Working data =>
▶

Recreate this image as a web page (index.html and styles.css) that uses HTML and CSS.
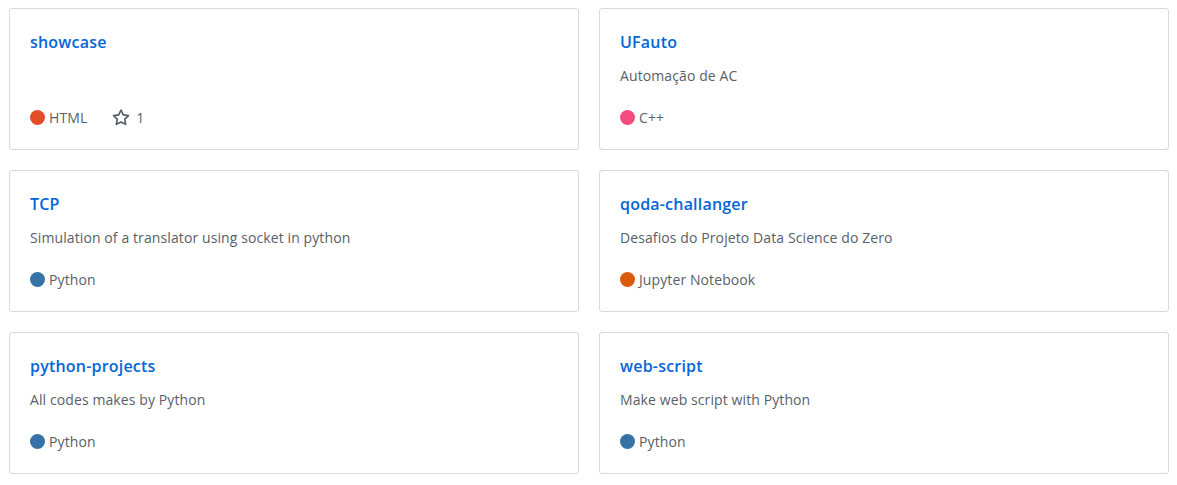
FILE: index.html
```html
<!DOCTYPE html>
<html>
<head>
<meta charset="utf-8">
<link rel="stylesheet" href="styles.css">
</head>
<body>
<ol class="pinned">
  <li class="card">
    <a class="repo" href="#">showcase</a>
    <p class="meta">
      <span class="lang"><span class="dot html"></span>HTML</span>
      <span class="stars">
        <svg class="star" viewBox="0 0 16 16" width="18" height="18"><path fill-rule="evenodd" d="M8 .25a.75.75 0 01.673.418l1.882 3.815 4.21.612a.75.75 0 01.416 1.279l-3.046 2.970.719 4.192a.75.75 0 01-1.088.791L8 12.347l-3.766 1.980a.75.75 0 01-1.088-.79l.72-4.194L.818 6.374a.75.75 0 01.416-1.28l4.21-.611L7.327.668A.75.75 0 018 .25zm0 2.445L6.615 5.5a.75.75 0 01-.564.41l-3.097.45 2.240 2.184a.75.75 0 01.216.664l-.528 3.084 2.769-1.456a.75.75 0 01.698 0l2.770 1.456-.53-3.084a.75.75 0 01.216-.664l2.240-2.183-3.096-.45a.75.75 0 01-.564-.41L8 2.694v.001z"/></svg>1
      </span>
    </p>
  </li>
  <li class="card">
    <a class="repo" href="#">UFauto</a>
    <p class="desc">Automação de AC</p>
    <p class="meta"><span class="lang"><span class="dot cpp"></span>C++</span></p>
  </li>
  <li class="card">
    <a class="repo" href="#">TCP</a>
    <p class="desc">Simulation of a translator using socket in python</p>
    <p class="meta"><span class="lang"><span class="dot python"></span>Python</span></p>
  </li>
  <li class="card">
    <a class="repo" href="#">qoda-challanger</a>
    <p class="desc">Desafios do Projeto Data Science do Zero</p>
    <p class="meta"><span class="lang"><span class="dot jupyter"></span>Jupyter Notebook</span></p>
  </li>
  <li class="card">
    <a class="repo" href="#">python-projects</a>
    <p class="desc">All codes makes by Python</p>
    <p class="meta"><span class="lang"><span class="dot python"></span>Python</span></p>
  </li>
  <li class="card">
    <a class="repo" href="#">web-script</a>
    <p class="desc">Make web script with Python</p>
    <p class="meta"><span class="lang"><span class="dot python"></span>Python</span></p>
  </li>
</ol>
</body>
</html>
```
FILE: styles.css
```css
* { box-sizing: border-box; }
html, body { background: #fff; }
body {
  margin: 0;
  padding: 8px 9px;
  font-family: "Open Sans", "Noto Sans", sans-serif;
  color: #586069;
}
.pinned {
  list-style: none;
  margin: 0;
  padding: 0;
  display: grid;
  grid-template-columns: 570px 570px;
  column-gap: 20px;
  row-gap: 20px;
}
.card {
  height: 142px;
  border: 1px solid #d6d9dd;
  border-radius: 3px;
  padding: 21px 20px 21px 20px;
  display: flex;
  flex-direction: column;
  align-items: flex-start;
}
.repo {
  font-size: 16px;
  line-height: 24px;
  font-weight: 600;
  letter-spacing: 0.2px;
  color: #0366d6;
  text-decoration: none;
}
.desc {
  margin: 11px 0 0 0;
  font-size: 14px;
  line-height: 21px;
  letter-spacing: 0.1px;
}
.meta {
  margin: auto 0 0 0;
  font-size: 14px;
  line-height: 21px;
  letter-spacing: 0.1px;
  display: flex;
  align-items: center;
}
.lang { display: inline-flex; align-items: center; }
.dot {
  width: 15px;
  height: 15px;
  border-radius: 50%;
  margin-right: 4px;
  display: inline-block;
}
.html { background: #e34c26; }
.cpp { background: #f34b7d; }
.python { background: #3572a5; }
.jupyter { background: #da5b0b; }
.stars {
  display: inline-flex;
  align-items: center;
  margin-left: 25px;
}
.star { fill: #586069; margin-right: 6px; }
```
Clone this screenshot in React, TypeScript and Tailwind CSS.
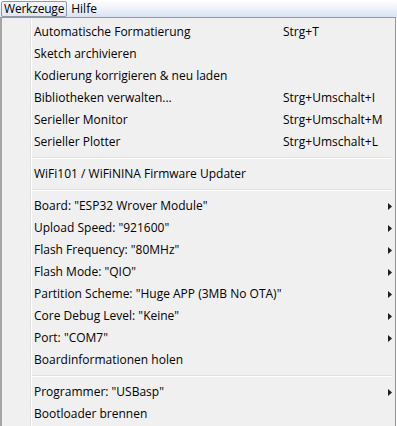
import React from "react";

type Item =
  | { kind: "sep" }
  | { kind: "item"; label: string; shortcut?: string; sub?: boolean };

const items: Item[] = [
  { kind: "item", label: "Automatische Formatierung", shortcut: "Strg+T" },
  { kind: "item", label: "Sketch archivieren" },
  { kind: "item", label: "Kodierung korrigieren & neu laden" },
  { kind: "item", label: "Bibliotheken verwalten...", shortcut: "Strg+Umschalt+I" },
  { kind: "item", label: "Serieller Monitor", shortcut: "Strg+Umschalt+M" },
  { kind: "item", label: "Serieller Plotter", shortcut: "Strg+Umschalt+L" },
  { kind: "sep" },
  { kind: "item", label: "WiFi101 / WiFiNINA Firmware Updater" },
  { kind: "sep" },
  { kind: "item", label: 'Board: "ESP32 Wrover Module"', sub: true },
  { kind: "item", label: 'Upload Speed: "921600"', sub: true },
  { kind: "item", label: 'Flash Frequency: "80MHz"', sub: true },
  { kind: "item", label: 'Flash Mode: "QIO"', sub: true },
  { kind: "item", label: 'Partition Scheme: "Huge APP (3MB No OTA)"', sub: true },
  { kind: "item", label: 'Core Debug Level: "Keine"', sub: true },
  { kind: "item", label: 'Port: "COM7"', sub: true },
  { kind: "item", label: "Boardinformationen holen" },
  { kind: "sep" },
  { kind: "item", label: 'Programmer: "USBasp"', sub: true },
  { kind: "item", label: "Bootloader brennen" },
];

function Arrow() {
  return (
    <svg width="4" height="7" viewBox="0 0 4 7" className="block">
      <path d="M0 0 L4 3.5 L0 7 Z" fill="#1e1e1e" />
    </svg>
  );
}

export default function App() {
  return (
    <div className="w-[397px] h-[426px] overflow-hidden bg-white font-['Open_Sans',sans-serif] text-[12px] text-black leading-none">
      <div className="h-[17px] flex items-center bg-gradient-to-b from-[#ffffff] via-[#eef2fa] to-[#d9e2f4]">
        <div className="ml-[1px] h-[16px] px-[2px] flex items-center rounded-[2px] border border-[#8e99a8] bg-gradient-to-b from-[#f4f6fb] to-[#e1e7f3] tracking-[-0.2px]">
          Werkzeuge
        </div>
        <div className="ml-[4px]">Hilfe</div>
      </div>
      <div className="w-[396px] h-[409px] flex border-t border-l-2 border-r border-t-[#979797] border-l-[#a5a5a5] border-r-[#979797] bg-[#f0f0f0]">
        <div className="w-[28px] shrink-0" />
        <div className="w-[2px] shrink-0 border-l border-l-[#e2e3e3] border-r border-r-white" />
        <div className="flex-1 flex flex-col pt-[3px]">
          {items.map((it, i) =>
            it.kind === "sep" ? (
              <div key={i} className="h-[10px] shrink-0 pt-[4px]">
                <div className="h-[1px] bg-[#e0e0e0] mr-[3px]" />
                <div className="h-[1px] bg-white mr-[3px]" />
              </div>
            ) : (
              <div key={i} className="h-[22px] shrink-0 flex items-center">
                <div className="w-[251px] shrink-0 pl-[2px] whitespace-nowrap">{it.label}</div>
                <div className="whitespace-nowrap">{it.shortcut ?? ""}</div>
                {it.sub && (
                  <div className="ml-auto mr-[3px]">
                    <Arrow />
                  </div>
                )}
              </div>
            )
          )}
        </div>
      </div>
    </div>
  );
}
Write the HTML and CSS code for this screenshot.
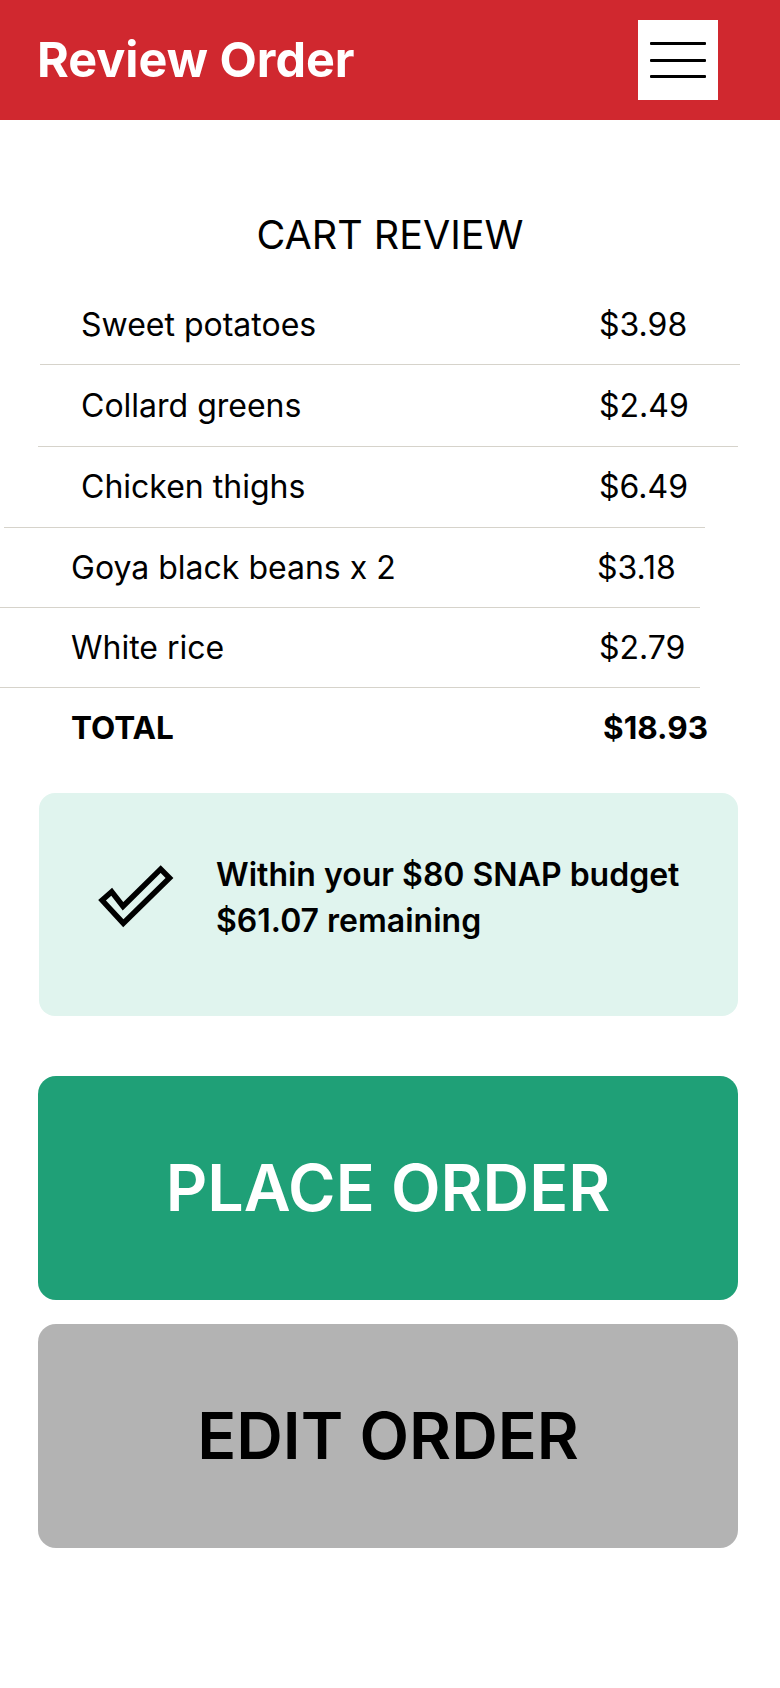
FILE: index.html
```html
<!DOCTYPE html>
<html lang="en">
<head>
<meta charset="utf-8">
<title>Review Order</title>
<link rel="stylesheet" href="styles.css">
</head>
<body>
<header class="topbar">
  <h1 class="topbar-title">Review Order</h1>
  <button class="menu-btn" aria-label="Menu"><span></span><span></span><span></span></button>
</header>
<main class="page">
  <h2 class="cart-title">CART REVIEW</h2>
  <ul class="cart">
    <li class="row row-1"><span class="name">Sweet potatoes</span><span class="price">$3.98</span></li>
    <li class="row row-2"><span class="name">Collard greens</span><span class="price">$2.49</span></li>
    <li class="row row-3"><span class="name">Chicken thighs</span><span class="price">$6.49</span></li>
    <li class="row row-4"><span class="name">Goya black beans x 2</span><span class="price">$3.18</span></li>
    <li class="row row-5"><span class="name">White rice</span><span class="price">$2.79</span></li>
    <li class="row row-total"><span class="name">TOTAL</span><span class="price">$18.93</span></li>
  </ul>
  <div class="budget">
    <svg class="budget-icon" width="80" height="68" viewBox="0 0 80 68" aria-hidden="true">
      <polygon points="15.7,29.8 6.1,38.3 27.3,61.2 73.5,16 64.7,7.1 27,44.3" fill="none" stroke="#000" stroke-width="5.5" stroke-linejoin="miter"/>
    </svg>
    <div class="budget-text">
      <div>Within your $80 SNAP budget</div>
      <div>$61.07 remaining</div>
    </div>
  </div>
  <button class="btn btn-place">PLACE ORDER</button>
  <button class="btn btn-edit">EDIT ORDER</button>
</main>
</body>
</html>
```

FILE: styles.css
```css
* { box-sizing: border-box; }
html, body { margin: 0; padding: 0; background: #fff; }
body { font-family: "Inter", "Noto Sans", sans-serif; color: #000; width: 780px; }

.topbar {
  height: 120px;
  background: #d0282f;
  display: flex;
  align-items: center;
  justify-content: space-between;
  padding: 0 62px 0 37px;
}
.topbar-title {
  margin: 0;
  font-family: "Inter", sans-serif;
  font-weight: 700;
  font-size: 48.5px;
  color: #fff;
  line-height: 56px;
}
.menu-btn {
  width: 80px;
  height: 80px;
  background: #fff;
  border: 0;
  padding: 0 12px;
  display: flex;
  flex-direction: column;
  justify-content: center;
  gap: 13.5px;
  cursor: pointer;
}
.menu-btn span { display: block; height: 3px; width: 56px; background: #000; border-radius: 1px; }

.page { display: flex; flex-direction: column; padding-bottom: 80px; }

.cart-title {
  margin: 92px 0 26px;
  text-align: center;
  font-weight: 400;
  font-size: 39.5px;
  line-height: 47px;
}

.cart { list-style: none; margin: 0; padding: 0; }
.row {
  display: grid;
  font-size: 32px;
  line-height: 39px;
  padding-top: 20px;
  padding-bottom: 20px;
  border-bottom: 1px solid #d6d3cb;
  width: 700px;
}
.row-1 { margin-left: 40px; padding-left: 41px; grid-template-columns: 518px auto; }
.row-2 { margin-left: 38px; padding-left: 43px; grid-template-columns: 518px auto; padding-top: 21px; padding-bottom: 21px; }
.row-3 { margin-left: 4px; width: 701px; padding-left: 77px; grid-template-columns: 518px auto; padding-bottom: 21px; }
.row-4 { margin-left: 0; padding-left: 71px; grid-template-columns: 526px auto; }
.row-5 { margin-left: 0; padding-left: 71px; grid-template-columns: 528px auto; }
.row-total { margin-left: 0; padding-left: 71px; grid-template-columns: 532px auto; border-bottom: 0; font-weight: 700; font-size: 31.5px; }

.budget {
  margin: 26px 0 0 39px;
  width: 699px;
  height: 223px;
  background: #e0f4ee;
  border-radius: 16px;
  display: flex;
  align-items: center;
  padding: 0 20px 13px 57px;
  gap: 40px;
}
.budget-icon { flex: none; margin-bottom: 4px; }
.budget-text { font-weight: 600; font-size: 32px; line-height: 45.7px; }

.btn {
  display: flex;
  align-items: center;
  justify-content: center;
  margin-left: 38px;
  width: 700px;
  height: 224px;
  border: 0;
  border-radius: 18px;
  font-family: "Inter", sans-serif;
  font-size: 64.5px;
  font-weight: 600;
  cursor: pointer;
}
.btn-place { margin-top: 60px; background: #1fa077; color: #fff; }
.btn-edit { margin-top: 24px; background: #b3b3b3; color: #000; }
```
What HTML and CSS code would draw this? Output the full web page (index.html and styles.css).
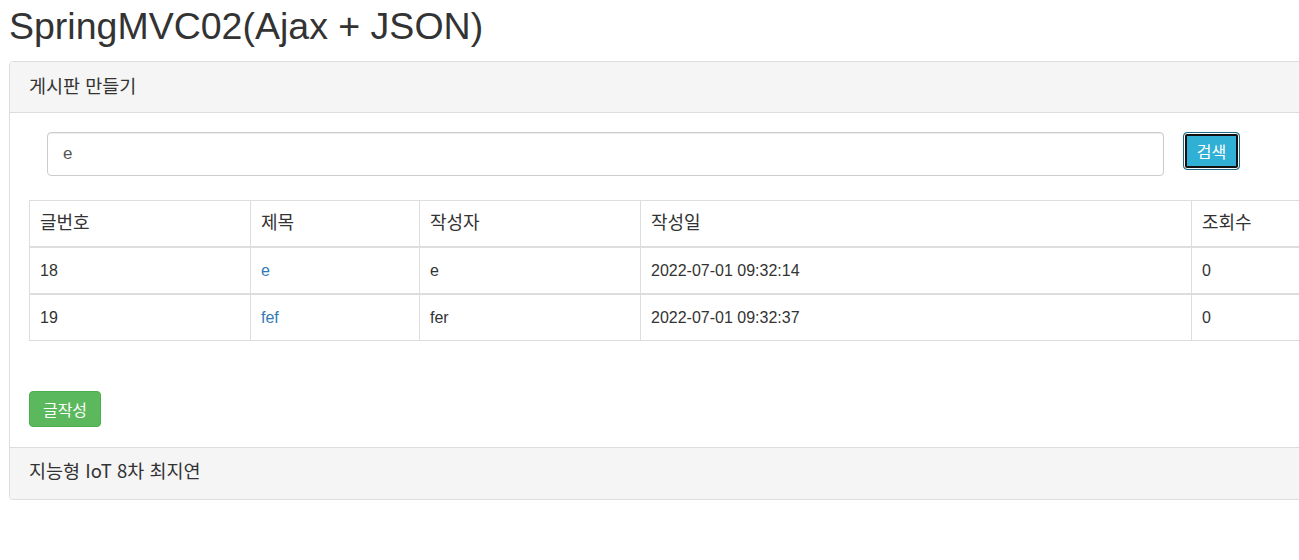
FILE: index.html
```html
<!DOCTYPE html>
<html lang="ko">
<head>
<meta charset="utf-8">
<title>SpringMVC02</title>
<link rel="stylesheet" href="styles.css">
</head>
<body>
<div class="page">
  <h1 class="title">SpringMVC02(Ajax + JSON)</h1>
  <div class="panel">
    <div class="panel-heading">게시판 만들기</div>
    <div class="panel-body">
      <div class="search-row">
        <input class="search-input" type="text" value="e">
        <button class="btn btn-info" type="button">검색</button>
      </div>
      <table class="board">
        <colgroup>
          <col class="c1"><col class="c2"><col class="c3"><col class="c4"><col class="c5">
        </colgroup>
        <thead>
          <tr><th>글번호</th><th>제목</th><th>작성자</th><th>작성일</th><th>조회수</th></tr>
        </thead>
        <tbody>
          <tr><td>18</td><td><a href="#">e</a></td><td>e</td><td>2022-07-01 09:32:14</td><td>0</td></tr>
        </tbody>
        <tbody>
          <tr><td>19</td><td><a href="#">fef</a></td><td>fer</td><td>2022-07-01 09:32:37</td><td>0</td></tr>
        </tbody>
      </table>
      <button class="btn btn-success" type="button">글작성</button>
    </div>
    <div class="panel-footer">지능형 IoT 8차 최지연</div>
  </div>
</div>
</body>
</html>
```

FILE: styles.css
```css
html, body {
  overflow: hidden;
}
body {
  margin: 0;
  background: #fff;
  color: #333;
  font-family: "Liberation Sans", "Noto Sans CJK KR", Arial, sans-serif;
  font-size: 14px;
  line-height: 20px;
}
.page {
  width: 1340px;
  padding-left: 9px;
}
.title {
  margin: 6px 0 14px 0;
  font-size: 37.5px;
  font-weight: normal;
  line-height: 1.1;
  color: #333;
}
.panel {
  width: 1321px;
  border: 1px solid #ddd;
  border-radius: 4px;
  box-shadow: 0 1px 1px rgba(0,0,0,0.05);
}
.panel-heading {
  background: #f5f5f5;
  border-bottom: 1px solid #ddd;
  border-radius: 3px 3px 0 0;
  height: 50px;
  line-height: 46px;
  padding: 0 19px;
  font-family: "Noto Sans CJK KR", "Liberation Sans", sans-serif;
  font-size: 18.5px;
}
.panel-body {
  padding: 19px 19px 20px 19px;
}
.search-row {
  display: flex;
  align-items: flex-start;
  gap: 19px;
  padding-left: 18px;
}
.search-input {
  box-sizing: border-box;
  width: 1117px;
  height: 44px;
  padding: 0 15px;
  border: 1px solid #ccc;
  border-radius: 4px;
  font-family: "Liberation Sans", "Noto Sans CJK KR", Arial, sans-serif;
  font-size: 17px;
  color: #555;
  box-shadow: inset 0 1px 1px rgba(0,0,0,0.075);
  outline: none;
}
.btn {
  box-sizing: border-box;
  border-radius: 4px;
  font-family: "Noto Sans CJK KR", "Liberation Sans", sans-serif;
  font-size: 16px;
  color: #fff;
  cursor: pointer;
  line-height: 20px;
}
.btn-info {
  width: 57px;
  height: 38px;
  padding: 0;
  background: #31b0d5;
  border: 1px solid #1b6d85;
  box-shadow: inset 0 0 0 1px #fff, inset 0 0 0 3px #111;
}
.board {
  margin-top: 24px;
  width: 1282px;
  border-collapse: collapse;
  table-layout: fixed;
  border: 1px solid #ddd;
}
.c1 { width: 221px; }
.c2 { width: 169px; }
.c3 { width: 221px; }
.c4 { width: 551px; }
.c5 { width: 120px; }
.board th,
.board td {
  border: 1px solid #ddd;
  padding: 12px 10px 12px 10px;
  height: 21px;
  line-height: 21px;
  text-align: left;
  font-weight: normal;
  white-space: nowrap;
  overflow: hidden;
}
.board th {
  padding: 10px 10px 14px 10px;
  font-family: "Noto Sans CJK KR", "Liberation Sans", sans-serif;
  font-size: 18px;
}
.board td {
  font-size: 16px;
}
.board thead th {
  border-bottom: 2px solid #ddd;
}
.board tbody + tbody {
  border-top: 2px solid #ddd;
}
.board a {
  color: #337ab7;
  text-decoration: none;
}
.btn-success {
  display: block;
  margin-top: 50px;
  width: 72px;
  height: 36px;
  padding: 0;
  background: #5cb85c;
  border: 1px solid #4cae4c;
}
.panel-footer {
  background: #f5f5f5;
  border-top: 1px solid #ddd;
  border-radius: 0 0 3px 3px;
  height: 51px;
  line-height: 45px;
  padding: 0 19px;
  font-family: "Noto Sans CJK KR", "Liberation Sans", sans-serif;
  font-size: 18.5px;
}
```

◀

Problem requirements => Quote only the lines running from the line with "Clone this screenshot" to the line with "string; shortcut?: string;", ends included, exactly as they appear and without the pictures.

Solution to the problem =>
Clone this screenshot in React, TypeScript and Tailwind CSS.
import React from "react";

type Item =
  | { kind: "sep" }
  | { kind: "item"; label: string; shortcut?: string; sub?: boolean };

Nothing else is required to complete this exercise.